Anas Alhajji [00:00:28] Thank you. I’m doing great. Thank you.
David Blackmon [00:00:30] Yeah, we were talking before we started recording, and I just. I really love your Twitter feed. It’s so.
Anas Alhajji [00:00:36] Thank you.
David Blackmon [00:00:37] Your commentary is so pointed and the information you share every day. It’s just this wealth of information that really tips me off to an awful lot of things happening in the energy markets. I really appreciate it.
Anas Alhajji [00:00:53] Thank you.
David Blackmon [00:00:54] I want to start actually with a tweet you published on April 2nd, because it covers so much in such a short little statement here. And it says, Four Groups, you should not waste your time with one oil price narrative pushers to all pickers, 3 Dollar Doomsayers, and 4 climate change extremists.
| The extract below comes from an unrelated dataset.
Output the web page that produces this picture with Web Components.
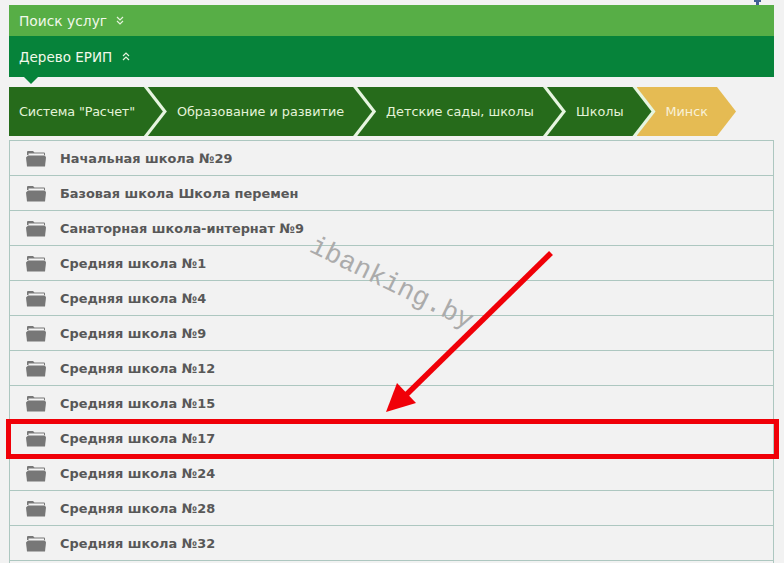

David Blackmon [00:01:17] So these are a lot of stuff right there. You know, a lot of it’s controversial, But I just want to start with the peak oil people, because I have I have spent so much time over the last ten, 15 years ridiculing them for being wrong about everything, whether it’s peak oil supply or peak oil demand. And so I wanted to give you a chance to talk about your views on peak oil theory and whether it’s supply or demand related.
Anas Alhajji [00:01:50] The reason why I wrote this tweet, because those are groups you are not going to find anyone, regardless of the evidence, regardless of the discussion. You are not going to find anyone even giving you the chance to present your case in full or to change position regardless of the evidence and one of them, though, are those who believe in peak oil production.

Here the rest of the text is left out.